* _TASK TO CARRY OUT_: From the listing below, extract every line containing "index".
___ DATA PROVIDED
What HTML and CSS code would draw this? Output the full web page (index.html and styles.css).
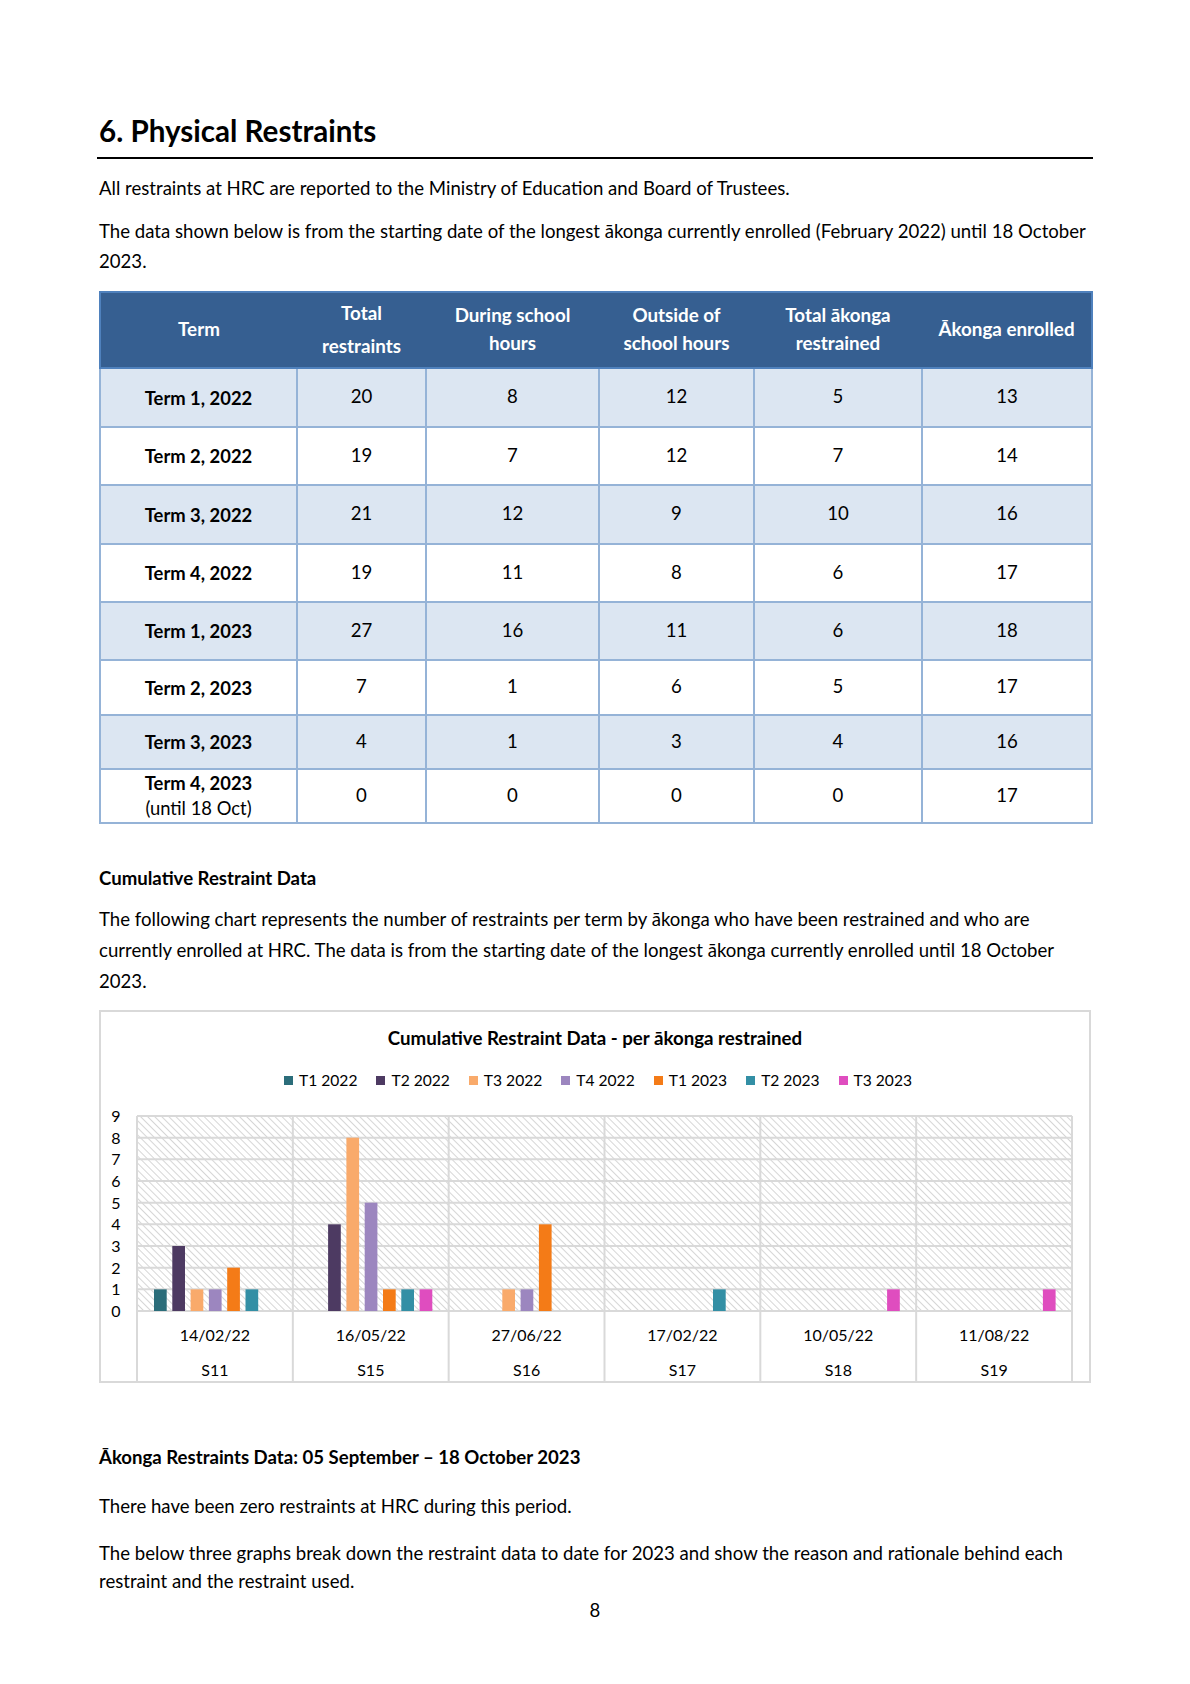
FILE: index.html
```html
<!DOCTYPE html>
<html lang="en">
<head>
<meta charset="utf-8">
<title>6. Physical Restraints</title>
<link rel="stylesheet" href="styles.css">
</head>
<body>
<main class="page">
  <h1 class="title">6. Physical Restraints</h1>
  <p class="text p-intro">All restraints at HRC are reported to the Ministry of Education and Board of Trustees.</p>
  <p class="text p-range">The data shown below is from the starting date of the longest ākonga currently enrolled (February 2022) until 18 October<br>2023.</p>

  <table class="data">
    <colgroup>
      <col class="c-term"><col class="c-total"><col class="c-during"><col class="c-outside"><col class="c-akonga"><col class="c-enrolled">
    </colgroup>
    <thead>
      <tr>
        <th>Term</th>
        <th class="th-tall">Total<br>restraints</th>
        <th>During school<br>hours</th>
        <th>Outside of<br>school hours</th>
        <th>Total ākonga<br>restrained</th>
        <th>Ākonga enrolled</th>
      </tr>
    </thead>
    <tbody>
      <tr class="alt r-a"><td class="term">Term 1, 2022</td><td>20</td><td>8</td><td>12</td><td>5</td><td>13</td></tr>
      <tr class="r-b"><td class="term">Term 2, 2022</td><td>19</td><td>7</td><td>12</td><td>7</td><td>14</td></tr>
      <tr class="alt r-a"><td class="term">Term 3, 2022</td><td>21</td><td>12</td><td>9</td><td>10</td><td>16</td></tr>
      <tr class="r-b"><td class="term">Term 4, 2022</td><td>19</td><td>11</td><td>8</td><td>6</td><td>17</td></tr>
      <tr class="alt r-b"><td class="term">Term 1, 2023</td><td>27</td><td>16</td><td>11</td><td>6</td><td>18</td></tr>
      <tr class="r-c"><td class="term">Term 2, 2023</td><td>7</td><td>1</td><td>6</td><td>5</td><td>17</td></tr>
      <tr class="alt r-d"><td class="term">Term 3, 2023</td><td>4</td><td>1</td><td>3</td><td>4</td><td>16</td></tr>
      <tr class="r-d"><td class="term term-two">Term 4, 2023<span class="until">(until 18 Oct)</span></td><td>0</td><td>0</td><td>0</td><td>0</td><td>17</td></tr>
    </tbody>
  </table>

  <h2 class="subhead sub-cum">Cumulative Restraint Data</h2>
  <p class="text p-chart">The following chart represents the number of restraints per term by ākonga who have been restrained and who are<br>currently enrolled at HRC. The data is from the starting date of the longest ākonga currently enrolled until 18 October<br>2023.</p>

  <section class="chart">
    <h3 class="chart-title">Cumulative Restraint Data - per ākonga restrained</h3>
    <ul class="legend">
      <li><span class="swatch sw1"></span>T1 2022</li>
      <li><span class="swatch sw2"></span>T2 2022</li>
      <li><span class="swatch sw3"></span>T3 2022</li>
      <li><span class="swatch sw4"></span>T4 2022</li>
      <li><span class="swatch sw5"></span>T1 2023</li>
      <li><span class="swatch sw6"></span>T2 2023</li>
      <li><span class="swatch sw7"></span>T3 2023</li>
    </ul>
    <svg class="plot" width="988" height="282" viewBox="0 0 988 282" xmlns="http://www.w3.org/2000/svg">
      <defs>
        <pattern id="hatch" width="5" height="5" patternUnits="userSpaceOnUse" patternTransform="rotate(-45)">
          <rect width="5" height="5" fill="#ffffff"/>
          <line x1="0" y1="0" x2="0" y2="5" stroke="#cfcfcf" stroke-width="1.7"/>
        </pattern>
      </defs>
      <rect x="36" y="17" width="935" height="195" fill="url(#hatch)"/>
      <g stroke="#d9d9d9" stroke-width="2">
        <line x1="36" y1="17" x2="971" y2="17"/>
        <line x1="36" y1="38.67" x2="971" y2="38.67"/>
        <line x1="36" y1="60.33" x2="971" y2="60.33"/>
        <line x1="36" y1="82" x2="971" y2="82"/>
        <line x1="36" y1="103.67" x2="971" y2="103.67"/>
        <line x1="36" y1="125.33" x2="971" y2="125.33"/>
        <line x1="36" y1="147" x2="971" y2="147"/>
        <line x1="36" y1="168.67" x2="971" y2="168.67"/>
        <line x1="36" y1="190.33" x2="971" y2="190.33"/>
        <line x1="36" y1="212" x2="971" y2="212"/>
        <line x1="36" y1="17" x2="36" y2="282"/>
        <line x1="191.83" y1="17" x2="191.83" y2="282"/>
        <line x1="347.67" y1="17" x2="347.67" y2="282"/>
        <line x1="503.5" y1="17" x2="503.5" y2="282"/>
        <line x1="659.33" y1="17" x2="659.33" y2="282"/>
        <line x1="815.17" y1="17" x2="815.17" y2="282"/>
        <line x1="971" y1="17" x2="971" y2="282"/>
      </g>
      <g class="bars">
        <rect x="53" y="190.33" width="12.7" height="21.67" fill="#2b6d7a"/>
        <rect x="71.3" y="147" width="12.7" height="65" fill="#4d3a62"/>
        <rect x="89.6" y="190.33" width="12.7" height="21.67" fill="#f9aa6b"/>
        <rect x="107.9" y="190.33" width="12.7" height="21.67" fill="#9c86bf"/>
        <rect x="126.2" y="168.67" width="12.7" height="43.33" fill="#f47b17"/>
        <rect x="144.5" y="190.33" width="12.7" height="21.67" fill="#338fa5"/>

        <rect x="227.1" y="125.33" width="12.7" height="86.67" fill="#4d3a62"/>
        <rect x="245.4" y="38.67" width="12.7" height="173.33" fill="#f9aa6b"/>
        <rect x="263.7" y="103.67" width="12.7" height="108.33" fill="#9c86bf"/>
        <rect x="282" y="190.33" width="12.7" height="21.67" fill="#f47b17"/>
        <rect x="300.3" y="190.33" width="12.7" height="21.67" fill="#338fa5"/>
        <rect x="318.6" y="190.33" width="12.7" height="21.67" fill="#df4dbf"/>

        <rect x="401.3" y="190.33" width="12.7" height="21.67" fill="#f9aa6b"/>
        <rect x="419.6" y="190.33" width="12.7" height="21.67" fill="#9c86bf"/>
        <rect x="437.9" y="125.33" width="12.7" height="86.67" fill="#f47b17"/>

        <rect x="612" y="190.33" width="12.7" height="21.67" fill="#338fa5"/>
        <rect x="786.1" y="190.33" width="12.7" height="21.67" fill="#df4dbf"/>
        <rect x="941.9" y="190.33" width="12.7" height="21.67" fill="#df4dbf"/>
      </g>
      <g class="axis-y" text-anchor="middle">
        <text x="15" y="23">9</text>
        <text x="15" y="44.67">8</text>
        <text x="15" y="66.33">7</text>
        <text x="15" y="88">6</text>
        <text x="15" y="109.67">5</text>
        <text x="15" y="131.33">4</text>
        <text x="15" y="153">3</text>
        <text x="15" y="174.67">2</text>
        <text x="15" y="196.33">1</text>
        <text x="15" y="218">0</text>
      </g>
      <g class="axis-x" text-anchor="middle">
        <text x="113.9" y="242">14/02/22</text>
        <text x="269.8" y="242">16/05/22</text>
        <text x="425.6" y="242">27/06/22</text>
        <text x="581.4" y="242">17/02/22</text>
        <text x="737.3" y="242">10/05/22</text>
        <text x="893.1" y="242">11/08/22</text>
        <text x="113.9" y="277">S11</text>
        <text x="269.8" y="277">S15</text>
        <text x="425.6" y="277">S16</text>
        <text x="581.4" y="277">S17</text>
        <text x="737.3" y="277">S18</text>
        <text x="893.1" y="277">S19</text>
      </g>
    </svg>
  </section>

  <h2 class="subhead sub-akonga">Ākonga Restraints Data: 05 September – 18 October 2023</h2>
  <p class="text p-zero">There have been zero restraints at HRC during this period.</p>
  <p class="text p-below">The below three graphs break down the restraint data to date for 2023 and show the reason and rationale behind each<br>restraint and the restraint used.</p>
  <div class="page-num">8</div>
</main>
</body>
</html>
```

FILE: styles.css
```css
* {
  box-sizing: border-box;
}

html, body {
  margin: 0;
  padding: 0;
  background: #ffffff;
}

body {
  font-family: Lato, "Open Sans", "DejaVu Sans", sans-serif;
  color: #000000;
}

.page {
  display: block;
  width: 1190px;
  height: 1684px;
  padding: 113px 97px 0 97px;
  overflow: hidden;
}

.title {
  margin: 0;
  padding: 0 0 8px 2px;
  font-size: 29.6px;
  line-height: 36px;
  font-weight: 700;
  border-bottom: 2px solid #000000;
}

.text {
  margin: 0 2px;
  font-size: 18.6px;
  line-height: 30px;
  font-weight: 400;
  white-space: nowrap;
}

.p-intro {
  margin-top: 14px;
}

.p-range {
  margin-top: 13px;
}

/* Table */
.data {
  margin: 15px 2px 0 2px;
  width: 992px;
  border-collapse: collapse;
  table-layout: fixed;
  font-size: 18.6px;
}

.c-term { width: 197px; }
.c-total { width: 129px; }
.c-during { width: 173px; }
.c-outside { width: 155px; }
.c-akonga { width: 168px; }
.c-enrolled { width: 170px; }

.data th {
  height: 76px;
  padding: 0 0 3px 0;
  background: #365f91;
  color: #ffffff;
  font-weight: 700;
  font-size: 18.8px;
  line-height: 28px;
  text-align: center;
  vertical-align: middle;
  border-top: 2px solid #4f81bd;
  border-bottom: 2px solid #4f81bd;
}

.data th:first-child {
  border-left: 2px solid #4f81bd;
}

.data th:last-child {
  border-right: 2px solid #4f81bd;
}

.data th.th-tall {
  line-height: 33px;
}

.data td {
  padding: 0 0 3px 0;
  border: 2px solid #95b3d7;
  text-align: center;
  vertical-align: middle;
  line-height: 26px;
}

.data tr.alt td {
  background: #dce6f2;
}

.data tr.r-a td { height: 59px; }
.data tr.r-b td { height: 58px; }
.data tr.r-c td { height: 55px; }
.data tr.r-d td { height: 54px; }

.data td.term {
  font-weight: 700;
  font-size: 18.4px;
  padding-bottom: 0;
}

.data td.term-two {
  line-height: 25px;
}

.until {
  display: block;
  font-weight: 400;
}

/* Sub headings */
.subhead {
  margin: 0 2px;
  font-size: 18.6px;
  line-height: 30px;
  font-weight: 700;
}

.sub-cum {
  margin-top: 39px;
}

.p-chart {
  margin-top: 11px;
  line-height: 31px;
}

/* Chart */
.chart {
  margin: 13px 2px 0 2px;
  width: 992px;
  height: 373px;
  border: 2px solid #d9d9d9;
  display: flex;
  flex-direction: column;
  align-items: stretch;
}

.chart-title {
  margin: 14px 0 0 0;
  font-size: 18.7px;
  line-height: 24px;
  font-weight: 700;
  text-align: center;
}

.legend {
  list-style: none;
  margin: 20px 0 0 0;
  padding: 0 0 0 6px;
  display: flex;
  justify-content: center;
  gap: 19px;
  font-size: 15.6px;
  line-height: 20px;
}

.legend li {
  display: flex;
  align-items: center;
  gap: 6px;
}

.swatch {
  display: inline-block;
  width: 9px;
  height: 9px;
}

.sw1 { background: #2b6d7a; }
.sw2 { background: #4d3a62; }
.sw3 { background: #f9aa6b; }
.sw4 { background: #9c86bf; }
.sw5 { background: #f47b17; }
.sw6 { background: #338fa5; }
.sw7 { background: #df4dbf; }

.plot {
  display: block;
  margin-top: 9px;
  font-family: Lato, "Open Sans", sans-serif;
}

.axis-y text {
  font-size: 16px;
  fill: #000000;
}

.axis-x text {
  font-size: 16px;
  fill: #000000;
}

.sub-akonga {
  margin-top: 59px;
}

.p-zero {
  margin-top: 19px;
}

.p-below {
  margin-top: 18px;
  line-height: 28px;
}

.page-num {
  margin-top: 1px;
  text-align: center;
  font-size: 18.6px;
  line-height: 28px;
}
```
______
* _THE COMPLETED TASK_:
What HTML and CSS code would draw this? Output the full web page (index.html and styles.css).
FILE: index.html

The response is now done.